> **Written task**
Everything in the data should be repeated exactly, save for the images.

▼

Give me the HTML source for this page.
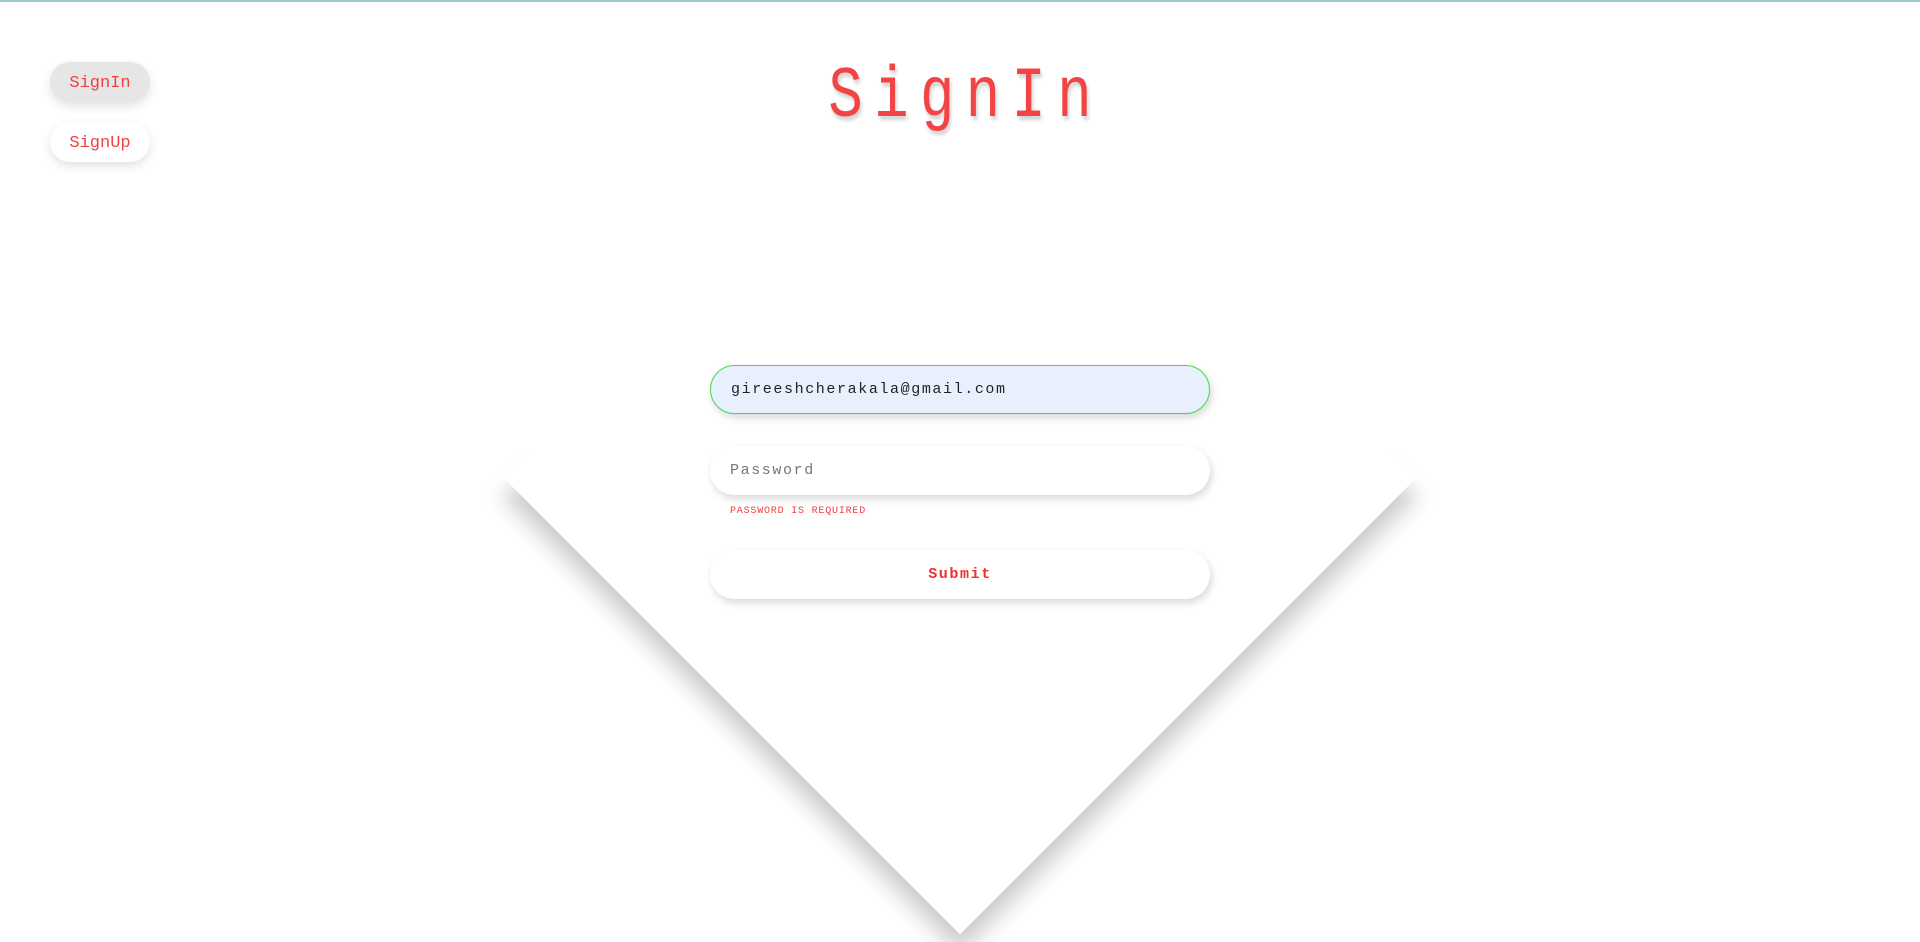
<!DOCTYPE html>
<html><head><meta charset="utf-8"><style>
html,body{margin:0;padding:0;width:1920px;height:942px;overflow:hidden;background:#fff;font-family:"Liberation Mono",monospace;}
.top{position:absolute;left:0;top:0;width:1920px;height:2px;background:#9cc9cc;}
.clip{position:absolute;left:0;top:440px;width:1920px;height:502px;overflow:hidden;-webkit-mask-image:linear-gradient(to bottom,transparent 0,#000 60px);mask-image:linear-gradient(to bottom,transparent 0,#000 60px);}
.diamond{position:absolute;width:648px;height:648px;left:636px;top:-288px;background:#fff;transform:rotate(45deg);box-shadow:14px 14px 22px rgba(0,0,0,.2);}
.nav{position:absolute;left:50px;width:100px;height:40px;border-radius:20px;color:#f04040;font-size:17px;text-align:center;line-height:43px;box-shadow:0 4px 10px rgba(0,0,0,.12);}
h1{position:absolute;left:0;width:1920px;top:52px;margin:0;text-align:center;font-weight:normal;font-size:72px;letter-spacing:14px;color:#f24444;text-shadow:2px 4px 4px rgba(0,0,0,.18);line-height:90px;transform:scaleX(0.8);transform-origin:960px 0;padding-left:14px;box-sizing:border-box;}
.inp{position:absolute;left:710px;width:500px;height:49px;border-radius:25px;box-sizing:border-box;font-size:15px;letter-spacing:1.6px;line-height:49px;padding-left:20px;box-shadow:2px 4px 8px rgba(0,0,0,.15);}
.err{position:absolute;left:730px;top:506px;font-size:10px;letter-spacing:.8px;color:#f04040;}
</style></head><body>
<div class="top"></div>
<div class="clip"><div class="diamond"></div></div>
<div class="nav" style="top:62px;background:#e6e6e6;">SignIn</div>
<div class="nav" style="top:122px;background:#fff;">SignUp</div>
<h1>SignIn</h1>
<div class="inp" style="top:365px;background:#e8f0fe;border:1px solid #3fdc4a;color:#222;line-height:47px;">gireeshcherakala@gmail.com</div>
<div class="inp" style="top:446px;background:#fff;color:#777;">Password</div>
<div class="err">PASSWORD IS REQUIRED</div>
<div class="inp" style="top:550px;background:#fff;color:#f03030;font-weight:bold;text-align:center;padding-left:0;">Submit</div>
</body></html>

▲

> **Full solution**
Give me the HTML source for this page.
<!DOCTYPE html>
<html><head><meta charset="utf-8"><style>
html,body{margin:0;padding:0;width:1920px;height:942px;overflow:hidden;background:#fff;font-family:"Liberation Mono",monospace;}
.top{position:absolute;left:0;top:0;width:1920px;height:2px;background:#9cc9cc;}
.clip{position:absolute;left:0;top:440px;width:1920px;height:502px;overflow:hidden;-webkit-mask-image:linear-gradient(to bottom,transparent 0,#000 60px);mask-image:linear-gradient(to bottom,transparent 0,#000 60px);}
.diamond{position:absolute;width:648px;height:648px;left:636px;top:-288px;background:#fff;transform:rotate(45deg);box-shadow:14px 14px 22px rgba(0,0,0,.2);}
.nav{position:absolute;left:50px;width:100px;height:40px;border-radius:20px;color:#f04040;font-size:17px;text-align:center;line-height:43px;box-shadow:0 4px 10px rgba(0,0,0,.12);}
h1{position:absolute;left:0;width:1920px;top:52px;margin:0;text-align:center;font-weight:normal;font-size:72px;letter-spacing:14px;color:#f24444;text-shadow:2px 4px 4px rgba(0,0,0,.18);line-height:90px;transform:scaleX(0.8);transform-origin:960px 0;padding-left:14px;box-sizing:border-box;}
.inp{position:absolute;left:710px;width:500px;height:49px;border-radius:25px;box-sizing:border-box;font-size:15px;letter-spacing:1.6px;line-height:49px;padding-left:20px;box-shadow:2px 4px 8px rgba(0,0,0,.15);}
.err{position:absolute;left:730px;top:506px;font-size:10px;letter-spacing:.8px;color:#f04040;}
</style></head><body>
<div class="top"></div>
<div class="clip"><div class="diamond"></div></div>
<div class="nav" style="top:62px;background:#e6e6e6;">SignIn</div>
<div class="nav" style="top:122px;background:#fff;">SignUp</div>
<h1>SignIn</h1>
<div class="inp" style="top:365px;background:#e8f0fe;border:1px solid #3fdc4a;color:#222;line-height:47px;">gireeshcherakala@gmail.com</div>
<div class="inp" style="top:446px;background:#fff;color:#777;">Password</div>
<div class="err">PASSWORD IS REQUIRED</div>
<div class="inp" style="top:550px;background:#fff;color:#f03030;font-weight:bold;text-align:center;padding-left:0;">Submit</div>
</body></html>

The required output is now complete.